安全管理者は、総括安全衛生管理者が統括管理する業務のうち、安全に係る技術的事項を管理するとともに、作業場等を巡視(巡視の頻度に特に定めはない)し、設備、作業方法等に危険のおそれがあるときは、直ちに、その危険を防止するため必要な措置を講じなければならない。また、事業者は、安全管理者に対し、安全に関する措置をなしうる権限を与えなければならない。安全管理者が事故等でその職務ができないときは、代理者を選任しなければならない。

労働基準監督署長は、労働災害を防止するため必要があると認めるときは、事業者に対し、安全管理者の増員又は解任を命ずることができる。

安全管理者は、その事業場に専属の者を選任しなければならない。ただし、2人以上の安全管理者を選任する場合において、当該安全管理者の中に労働安全コンサルタントがいる場合は、その労働安全コンサルタントのうち1人については専属の者でなくてもよい。

なお、選任すべき人数については、事業場の規模や作業の態様等の実態に即して、必要な場合には2人以上の安全管理者を選任するよう努めなければならないとされるが、衛生管理者のように規模等によって選任すべき人数を定めた一般的な規定は安全管理者には設けられていない。

安全管理者は、労働基準法第41条でいう「監督若しくは管理の地位にある者」に当然には該当せず、該当するか否かは当該労働者の労働の態様によって判定される(昭和23年12月3日基収3271号)。

選任すべき事業場

次の業種で常時50人以上労働者を使用する一定の事業場において選任が義務付けられている。
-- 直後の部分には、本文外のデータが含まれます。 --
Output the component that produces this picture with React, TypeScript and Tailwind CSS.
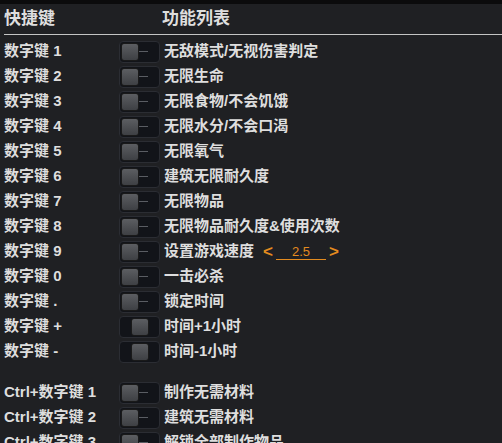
import React from "react";

type Row = { key: string; label: string; on?: boolean; speed?: string };

const numRows: Row[] = [
  { key: "数字键 1", label: "无敌模式/无视伤害判定" },
  { key: "数字键 2", label: "无限生命" },
  { key: "数字键 3", label: "无限食物/不会饥饿" },
  { key: "数字键 4", label: "无限水分/不会口渴" },
  { key: "数字键 5", label: "无限氧气" },
  { key: "数字键 6", label: "建筑无限耐久度" },
  { key: "数字键 7", label: "无限物品" },
  { key: "数字键 8", label: "无限物品耐久度&使用次数" },
  { key: "数字键 9", label: "设置游戏速度", speed: "2.5" },
  { key: "数字键 0", label: "一击必杀" },
  { key: "数字键 .", label: "锁定时间" },
  { key: "数字键 +", label: "时间+1小时", on: true },
  { key: "数字键 -", label: "时间-1小时", on: true },
];

const ctrlRows: Row[] = [
  { key: "Ctrl+数字键 1", label: "制作无需材料" },
  { key: "Ctrl+数字键 2", label: "建筑无需材料" },
  { key: "Ctrl+数字键 3", label: "解锁全部制作物品" },
];

function Toggle({ on }: { on?: boolean }) {
  return (
    <div className="relative w-[41px] h-[22px] rounded-[4px] bg-[#121419] border border-[#2b2d33] shrink-0">
      {!on && <div className="absolute left-[19px] top-[9px] w-[9px] h-[1px] bg-[#5a5d63]" />}
      <div
        className={`absolute top-[1px] w-[18px] h-[18px] rounded-[3px] border border-[#1a1a1a] bg-gradient-to-b from-[#5c5e62] to-[#3e4044] ${
          on ? "left-[11px]" : "left-[1px]"
        }`}
      />
    </div>
  );
}

function Speed({ value }: { value: string }) {
  return (
    <div className="flex items-center ml-[9px] text-[#e38b1f]">
      <span className="text-[17px] font-bold">&lt;</span>
      <span className="w-[50px] mx-[3px] text-center text-[13px] font-normal leading-[15px] border-b border-[#e38b1f]">
        {value}
      </span>
      <span className="text-[17px] font-bold">&gt;</span>
    </div>
  );
}

function HotkeyRow({ row }: { row: Row }) {
  return (
    <div className="flex items-center h-[25px]">
      <div className="w-[119px] pl-[4px] shrink-0">{row.key}</div>
      <Toggle on={row.on} />
      <div className="ml-[4px]">{row.label}</div>
      {row.speed && <Speed value={row.speed} />}
    </div>
  );
}

export default function App() {
  return (
    <div
      className="w-[502px] h-[443px] overflow-hidden bg-[#1f2023] border-t-[4px] border-[#0b0b0c] text-[#dedede] text-[15px] font-bold"
      style={{ fontFamily: '"Liberation Sans", "Noto Sans CJK SC", sans-serif' }}
    >
      <div className="flex items-center h-[31px] ml-[4px] border-b border-[#c4c4c4] text-[17px]">
        <div className="w-[158px]">快捷键</div>
        <div>功能列表</div>
      </div>
      <div className="pt-[4px]">
        {numRows.map((r) => (
          <HotkeyRow key={r.key} row={r} />
        ))}
        <div className="h-[16px]" />
        {ctrlRows.map((r) => (
          <HotkeyRow key={r.key} row={r} />
        ))}
      </div>
    </div>
  );
}
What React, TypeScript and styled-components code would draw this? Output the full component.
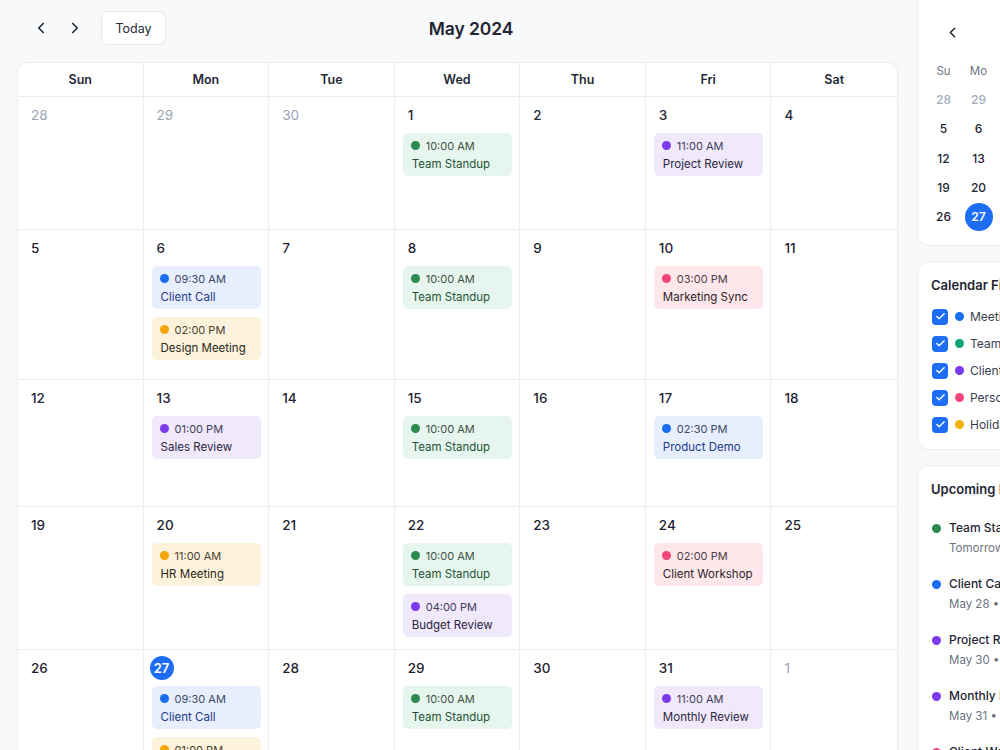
import React from "react";
import styled, { createGlobalStyle } from "styled-components";
import { ChevronLeft, ChevronRight, Check } from "lucide-react";

type Tone = "green" | "blue" | "purple" | "yellow" | "pink";

const tones: Record<Tone, { bg: string; dot: string; title: string; time: string }> = {
  green: { bg: "#e6f6ee", dot: "#2f8a52", title: "#1f5236", time: "#3f5147" },
  blue: { bg: "#e7eefd", dot: "#1a6cf2", title: "#1e3a8a", time: "#3d4a66" },
  purple: { bg: "#f0e9fc", dot: "#7c3aed", title: "#2a2540", time: "#433d57" },
  yellow: { bg: "#fdf3dc", dot: "#f5a50b", title: "#2c2619", time: "#4a4230" },
  pink: { bg: "#fde7eb", dot: "#f0467a", title: "#2b2327", time: "#4d3f45" },
};

type CalEvent = { time: string; title: string; tone: Tone };
type Day = { n: number; out?: boolean; today?: boolean; events?: CalEvent[] };

const standup: CalEvent = { time: "10:00 AM", title: "Team Standup", tone: "green" };

const weeks: { height: number; days: Day[] }[] = [
  {
    height: 133,
    days: [
      { n: 28, out: true },
      { n: 29, out: true },
      { n: 30, out: true },
      { n: 1, events: [standup] },
      { n: 2 },
      { n: 3, events: [{ time: "11:00 AM", title: "Project Review", tone: "purple" }] },
      { n: 4 },
    ],
  },
  {
    height: 150,
    days: [
      { n: 5 },
      {
        n: 6,
        events: [
          { time: "09:30 AM", title: "Client Call", tone: "blue" },
          { time: "02:00 PM", title: "Design Meeting", tone: "yellow" },
        ],
      },
      { n: 7 },
      { n: 8, events: [standup] },
      { n: 9 },
      { n: 10, events: [{ time: "03:00 PM", title: "Marketing Sync", tone: "pink" }] },
      { n: 11 },
    ],
  },
  {
    height: 127,
    days: [
      { n: 12 },
      { n: 13, events: [{ time: "01:00 PM", title: "Sales Review", tone: "purple" }] },
      { n: 14 },
      { n: 15, events: [standup] },
      { n: 16 },
      { n: 17, events: [{ time: "02:30 PM", title: "Product Demo", tone: "blue" }] },
      { n: 18 },
    ],
  },
  {
    height: 143,
    days: [
      { n: 19 },
      { n: 20, events: [{ time: "11:00 AM", title: "HR Meeting", tone: "yellow" }] },
      { n: 21 },
      {
        n: 22,
        events: [standup, { time: "04:00 PM", title: "Budget Review", tone: "purple" }],
      },
      { n: 23 },
      { n: 24, events: [{ time: "02:00 PM", title: "Client Workshop", tone: "pink" }] },
      { n: 25 },
    ],
  },
  {
    height: 150,
    days: [
      { n: 26 },
      {
        n: 27,
        today: true,
        events: [
          { time: "09:30 AM", title: "Client Call", tone: "blue" },
          { time: "01:00 PM", title: "Lunch & Learn", tone: "yellow" },
        ],
      },
      { n: 28 },
      { n: 29, events: [standup] },
      { n: 30 },
      { n: 31, events: [{ time: "11:00 AM", title: "Monthly Review", tone: "purple" }] },
      { n: 1, out: true },
    ],
  },
];

const dayNames = ["Sun", "Mon", "Tue", "Wed", "Thu", "Fri", "Sat"];
const miniNames = ["Su", "Mo", "Tu", "We", "Th", "Fr", "Sa"];

const miniDays: Day[] = [
  { n: 28, out: true },
  { n: 29, out: true },
  { n: 30, out: true },
  ...Array.from({ length: 31 }, (_, i) => ({ n: i + 1, today: i + 1 === 27 })),
  { n: 1, out: true },
];

const filters: { label: string; color: string }[] = [
  { label: "Meetings", color: "#1a6cf2" },
  { label: "Team Events", color: "#10a37a" },
  { label: "Client Work", color: "#7c3aed" },
  { label: "Personal", color: "#f0467a" },
  { label: "Holidays", color: "#f5b00b" },
];

const upcoming: { title: string; when: string; color: string }[] = [
  { title: "Team Standup", when: "Tomorrow, 10:00 AM", color: "#2f8a52" },
  { title: "Client Call", when: "May 28 • 09:30 AM", color: "#1a6cf2" },
  { title: "Project Review", when: "May 30 • 11:00 AM", color: "#7c3aed" },
  { title: "Monthly Review", when: "May 31 • 11:00 AM", color: "#7c3aed" },
  { title: "Client Workshop", when: "Jun 3 • 02:00 PM", color: "#f0467a" },
];

const App = () => {
  return (
    <>
      <GlobalStyle />
      <Page>
        <Main>
          <Header>
            <NavGroup>
              <IconButton aria-label="Previous month">
                <ChevronLeft size={18} strokeWidth={2.2} />
              </IconButton>
              <IconButton aria-label="Next month">
                <ChevronRight size={18} strokeWidth={2.2} />
              </IconButton>
              <TodayButton>Today</TodayButton>
            </NavGroup>
            <MonthTitle>May 2024</MonthTitle>
            <div />
          </Header>

          <Grid>
            <HeadRow>
              {dayNames.map((d) => (
                <HeadCell key={d}>{d}</HeadCell>
              ))}
            </HeadRow>
            {weeks.map((w, wi) => (
              <Week key={wi} $height={w.height}>
                {w.days.map((d, di) => (
                  <Cell key={di}>
                    {d.today ? (
                      <TodayNum>{d.n}</TodayNum>
                    ) : (
                      <DateNum $out={d.out}>{d.n}</DateNum>
                    )}
                    {d.events?.map((e, ei) => (
                      <EventCard key={ei} $tone={e.tone}>
                        <EventTime $tone={e.tone}>
                          <Dot $color={tones[e.tone].dot} />
                          {e.time}
                        </EventTime>
                        <EventTitle $tone={e.tone}>{e.title}</EventTitle>
                      </EventCard>
                    ))}
                  </Cell>
                ))}
              </Week>
            ))}
          </Grid>
        </Main>

        <Sidebar>
          <MiniCard>
            <MiniHeader>
              <MiniNav aria-label="Previous">
                <ChevronLeft size={17} strokeWidth={2.2} />
              </MiniNav>
              <MiniTitle>May 2024</MiniTitle>
              <MiniNav aria-label="Next">
                <ChevronRight size={17} strokeWidth={2.2} />
              </MiniNav>
            </MiniHeader>
            <MiniGrid>
              {miniNames.map((n) => (
                <MiniHead key={n}>{n}</MiniHead>
              ))}
              {miniDays.map((d, i) => (
                <MiniDay key={i} $out={d.out}>
                  {d.today ? <MiniToday>{d.n}</MiniToday> : d.n}
                </MiniDay>
              ))}
            </MiniGrid>
          </MiniCard>

          <Card>
            <CardTitle>Calendar Filters</CardTitle>
            <FilterList>
              {filters.map((f) => (
                <FilterRow key={f.label}>
                  <CheckBox>
                    <Check size={11} strokeWidth={3} color="#fff" />
                  </CheckBox>
                  <Dot $color={f.color} />
                  <FilterLabel>{f.label}</FilterLabel>
                </FilterRow>
              ))}
            </FilterList>
          </Card>

          <Card>
            <CardTitle>Upcoming Events</CardTitle>
            <UpcomingList>
              {upcoming.map((u) => (
                <UpcomingItem key={u.title}>
                  <UpcomingDot $color={u.color} />
                  <div>
                    <UpcomingTitle>{u.title}</UpcomingTitle>
                    <UpcomingWhen>{u.when}</UpcomingWhen>
                  </div>
                </UpcomingItem>
              ))}
            </UpcomingList>
          </Card>
        </Sidebar>
      </Page>
    </>
  );
};

export default App;

const GlobalStyle = createGlobalStyle`
  html, body {
    margin: 0;
    padding: 0;
    background: #f8f9fb;
    overflow: hidden;
    font-family: Inter, "Noto Sans", sans-serif;
    color: #1f2937;
    -webkit-font-smoothing: antialiased;
  }
  * { box-sizing: border-box; }
`;

const Page = styled.div`
  display: flex;
  align-items: flex-start;
  gap: 19px;
  width: 1200px;
  padding-left: 17px;
`;

const Main = styled.main`
  width: 881px;
  flex-shrink: 0;
  padding-top: 11px;
`;

const Header = styled.header`
  display: grid;
  grid-template-columns: 1fr auto 1fr;
  align-items: center;
  height: 33px;
  margin-bottom: 18px;
`;

const NavGroup = styled.div`
  display: flex;
  align-items: center;
  gap: 2px;
  padding-left: 8px;
`;

const IconButton = styled.button`
  display: flex;
  align-items: center;
  justify-content: center;
  width: 32px;
  height: 32px;
  border: none;
  background: transparent;
  color: #1f2937;
  padding: 0;
  cursor: pointer;
`;

const TodayButton = styled.button`
  margin-left: 8px;
  width: 65px;
  height: 34px;
  border: 1px solid #e4e7ec;
  border-radius: 7px;
  background: #ffffff;
  font-family: Inter, sans-serif;
  font-size: 12.5px;
  font-weight: 400;
  color: #1f2937;
  cursor: pointer;
`;

const MonthTitle = styled.h1`
  margin: 0;
  padding-left: 27px;
  font-size: 17.5px;
  font-weight: 600;
  color: #1f2533;
  letter-spacing: -0.1px;
`;

const Grid = styled.section`
  background: #ffffff;
  border: 1px solid #e9ecf1;
  border-radius: 10px 10px 0 0;
  overflow: hidden;
`;

const HeadRow = styled.div`
  display: grid;
  grid-template-columns: repeat(7, minmax(0, 1fr));
  height: 34px;
  border-bottom: 1px solid #e9ecf1;
`;

const HeadCell = styled.div`
  display: flex;
  align-items: center;
  justify-content: center;
  font-size: 12.5px;
  font-weight: 600;
  color: #1f2937;
  border-right: 1px solid #eceef2;

  &:last-child {
    border-right: none;
  }
`;

const Week = styled.div<{ $height: number }>`
  display: grid;
  grid-template-columns: repeat(7, minmax(0, 1fr));
  height: ${({ $height }) => $height}px;
  border-bottom: 1px solid #e9ecf1;
`;

const Cell = styled.div`
  display: flex;
  flex-direction: column;
  gap: 8px;
  min-width: 0;
  padding: 8px 7px 0 8px;
  border-right: 1px solid #eceef2;

  &:last-child {
    border-right: none;
  }
`;

const DateNum = styled.div<{ $out?: boolean }>`
  height: 20px;
  line-height: 20px;
  padding-left: 5px;
  font-size: 13.5px;
  font-weight: ${({ $out }) => ($out ? 400 : 500)};
  color: ${({ $out }) => ($out ? "#97a3b6" : "#1f2533")};
`;

const TodayNum = styled.div`
  display: flex;
  align-items: center;
  justify-content: center;
  width: 24px;
  height: 24px;
  margin: -2px 0 -2px -2px;
  border-radius: 50%;
  background: #1d6ef5;
  color: #ffffff;
  font-size: 13px;
  font-weight: 600;
`;

const EventCard = styled.div<{ $tone: Tone }>`
  display: flex;
  flex-direction: column;
  gap: 2px;
  height: 43px;
  padding: 5px 9px 0;
  border-radius: 5px;
  background: ${({ $tone }) => tones[$tone].bg};
`;

const EventTime = styled.div<{ $tone: Tone }>`
  display: flex;
  align-items: center;
  gap: 6px;
  height: 15px;
  margin-left: -1px;
  font-size: 11px;
  color: ${({ $tone }) => tones[$tone].time};
`;

const EventTitle = styled.div<{ $tone: Tone }>`
  height: 18px;
  line-height: 18px;
  font-size: 11.5px;
  font-weight: 400;
  white-space: nowrap;
  color: ${({ $tone }) => tones[$tone].title};
`;

const Dot = styled.span<{ $color: string }>`
  display: inline-block;
  flex-shrink: 0;
  width: 9px;
  height: 9px;
  border-radius: 50%;
  background: ${({ $color }) => $color};
`;

const Sidebar = styled.aside`
  display: flex;
  flex-direction: column;
  gap: 15px;
  width: 262px;
  flex-shrink: 0;
  margin-top: -12px;
`;

const Card = styled.div`
  background: #ffffff;
  border: 1px solid #e9ecf1;
  border-radius: 12px;
  padding: 14px 14px 11px 13px;
`;

const MiniCard = styled(Card)`
  padding: 28px 8px 14px;
`;

const MiniHeader = styled.div`
  display: flex;
  align-items: center;
  justify-content: space-between;
  height: 30px;
  padding: 0 8px;
  margin-bottom: 9px;
`;

const MiniNav = styled.button`
  display: flex;
  align-items: center;
  justify-content: center;
  width: 36px;
  height: 30px;
  border: none;
  background: transparent;
  color: #1f2937;
  padding: 0;
`;

const MiniTitle = styled.div`
  font-size: 13px;
  font-weight: 600;
`;

const MiniGrid = styled.div`
  display: grid;
  grid-template-columns: repeat(7, 35px);
  grid-template-rows: 29px;
  grid-auto-rows: 29.25px;
`;

const MiniHead = styled.div`
  display: flex;
  align-items: center;
  justify-content: center;
  font-size: 11.5px;
  color: #6b7280;
`;

const MiniDay = styled.div<{ $out?: boolean }>`
  display: flex;
  align-items: center;
  justify-content: center;
  font-size: 12px;
  font-weight: 500;
  color: ${({ $out }) => ($out ? "#a3adbd" : "#1f2533")};
`;

const MiniToday = styled.span`
  display: flex;
  align-items: center;
  justify-content: center;
  width: 28px;
  height: 28px;
  border-radius: 50%;
  background: #1d6ef5;
  color: #ffffff;
  font-weight: 600;
`;

const CardTitle = styled.h3`
  margin: 0;
  height: 18px;
  line-height: 18px;
  font-size: 13px;
  font-weight: 600;
  color: #1f2533;
  white-space: nowrap;
`;

const FilterList = styled.div`
  display: flex;
  flex-direction: column;
  margin-top: 9px;
`;

const FilterRow = styled.label`
  display: flex;
  align-items: center;
  height: 27px;
  padding-left: 1px;
`;

const CheckBox = styled.span`
  display: flex;
  align-items: center;
  justify-content: center;
  width: 16px;
  height: 16px;
  margin-right: 7px;
  border-radius: 4px;
  background: #1d6ef5;
`;

const FilterLabel = styled.span`
  margin-left: 6px;
  font-size: 12px;
  color: #374151;
  white-space: nowrap;
`;

const UpcomingList = styled.div`
  display: flex;
  flex-direction: column;
  gap: 19px;
  margin-top: 21px;
`;

const UpcomingItem = styled.div`
  display: flex;
  align-items: flex-start;
  gap: 8px;
  padding-left: 1px;
`;

const UpcomingDot = styled(Dot)`
  margin-top: 5px;
`;

const UpcomingTitle = styled.div`
  height: 18px;
  line-height: 18px;
  font-size: 12px;
  font-weight: 500;
  color: #1f2533;
  white-space: nowrap;
`;

const UpcomingWhen = styled.div`
  margin-top: 3px;
  height: 16px;
  line-height: 16px;
  font-size: 11.5px;
  color: #6b7280;
  white-space: nowrap;
`;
10人以上50人未満の場合は、安全衛生推進者を選任することになる。

  • 林業、鉱業、建設業、運送業、清掃業、製造業(物の加工業を含む。)電気業、ガス業、熱供給業、水道業、通信業、各種商品卸売業、家具・建具・じゅう器等卸売業、各種商品小売業、家具・建具・じゅう器等小売業、燃料小売業、旅館業、ゴルフ場業、自動車整備及び機械修理業

以下の事業場では、安全管理者のうち少なくとも1人を専任の安全管理者としなければならない。

  • 常時300人以上の労働者を使用する、建設業、有機化学工業製品製造業、石油製品製造業
  • 常時500人以上の労働者を使用する、無機化学工業製品製造業、化学肥料製造業、道路貨物運送業、港湾運送業
  • 常時1000人以上の労働者を使用する、紙・パルプ製造業、鉄鋼業、造船業
  • 常時2000人以上の労働者を使用する、過去3年間の労働災害による休業1日以上の死傷者数の合計が100人を超える上記以外の業種

安全管理者の選任期限は、選任すべき事由が発生した日から14日以内で、事業場を管轄する労働基準監督署長に届出なければならない。